No, that would be wrong too. Never test a ref() against a specific object class, since it paints you into a corner with inheritance. You really have to
do isa() if you want to test that way...

Since isa() can have a few surprises also, I tend to use _INSTANCE($obj, 'Class') from Adam's small and useful Params::Util module. It's guaranteed to work as advertised. isa() might be overridden if called as a function (bad) or fail if called as a method on a non-object.

But since this is Module::Build, we don't want to go around adding dependencies like that, even if they are useful. (Though cut-and-paste is a possibility.)

In this particular case, the semantics of how Module::Build::Version are used by Module::Build are pretty complex. Someone can't just swap out M::B::Version without subclassing M::B::ModuleInfo and then M::B::Base to use the subclass not only for module information but for any version comparison (because it upgrades everything to M::B::V unless is UNIVERSAL::isa M::B::V already).
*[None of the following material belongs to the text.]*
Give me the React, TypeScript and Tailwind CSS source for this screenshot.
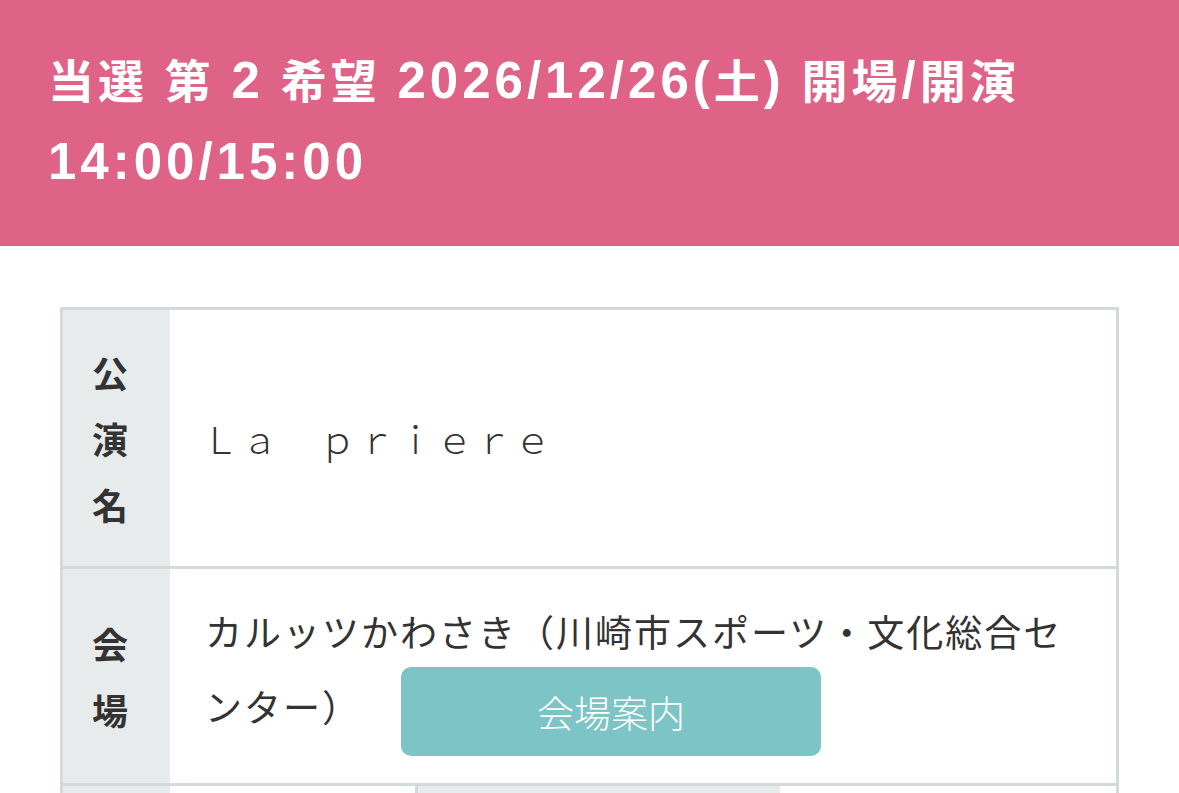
export default function App() {
  return (
    <div className="min-h-screen bg-white" style={{ fontFamily: '"Noto Sans CJK JP", sans-serif' }}>
      <div className="h-[246px] bg-[#de6386] px-[48px] pt-[41px]">
        <h1
          className="text-[46px] font-bold leading-[79px] text-white tracking-[4px]"
          style={{ fontFamily: '"Liberation Sans", "Noto Sans CJK JP", sans-serif' }}
        >
          当選 第 <span className="text-[51px]">2</span> 希望{' '}
          <span className="text-[51px]">2026/12/26(</span>土<span className="text-[51px]">)</span> 開場
          <span className="text-[51px]">/</span>開演
          <br />
          <span className="text-[51px]">14:00/15:00</span>
        </h1>
      </div>

      <div className="px-[60px] pt-[61px]">
        <div className="border-[3px] border-[#d3dada] text-[#333]">
          <div className="flex border-b-[3px] border-[#d3dada]">
            <div className="w-[107px] shrink-0 bg-[#e8ebec] py-[29px] pl-[29px]">
              <p className="w-[36px] text-[36px] font-bold leading-[66px]">公演名</p>
            </div>
            <div className="flex flex-1 items-center pl-[32px] pr-[35px]">
              <p className="text-[37px] leading-[72px] font-light tracking-[2px]">Ｌａ　ｐｒｉｅｒｅ</p>
            </div>
          </div>

          <div className="flex border-b-[3px] border-[#d3dada]">
            <div className="flex w-[107px] shrink-0 items-center bg-[#e8ebec] pl-[29px]">
              <p className="w-[36px] text-[36px] font-bold leading-[66px]">会場</p>
            </div>
            <div className="flex-1 px-[35px] pt-[26px] pb-[27px]">
              <p className="text-[37px] leading-[72px] tracking-[2px]">
                カルッツかわさき（川崎市スポーツ・文化総合センター）
                <a className="ml-[40px] inline-flex h-[89px] w-[420px] items-center justify-center rounded-[10px] bg-[#7cc4c5] align-middle text-[37px] font-light tracking-normal text-white">
                  会場案内
                </a>
              </p>
            </div>
          </div>

          <div className="flex h-[70px]">
            <div className="w-[107px] shrink-0 bg-[#e8ebec]" />
            <div className="w-[248px] shrink-0 border-r-[3px] border-[#d3dada]" />
            <div className="w-[362px] shrink-0 bg-[#e8ebec]" />
            <div className="flex-1" />
          </div>
        </div>
      </div>
    </div>
  )
}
Given all that, I felt the technical check was to just make sure the ref is equal to M::B::V. I wasn't ready to suggest adding any subclass semantics, since they really aren't there already. To use John Peacock's metaphor, I think we're painted into the corner already. :-)

As it is, Ken's solution is even better that my first suggestion to just call the stringify() if the version parameter was true -- it will now just appends the version parameter to the empty string. So the semantic is that whatever M::B has as the version must be a string or must stringify (via overload) to the "right" version string for META.yml.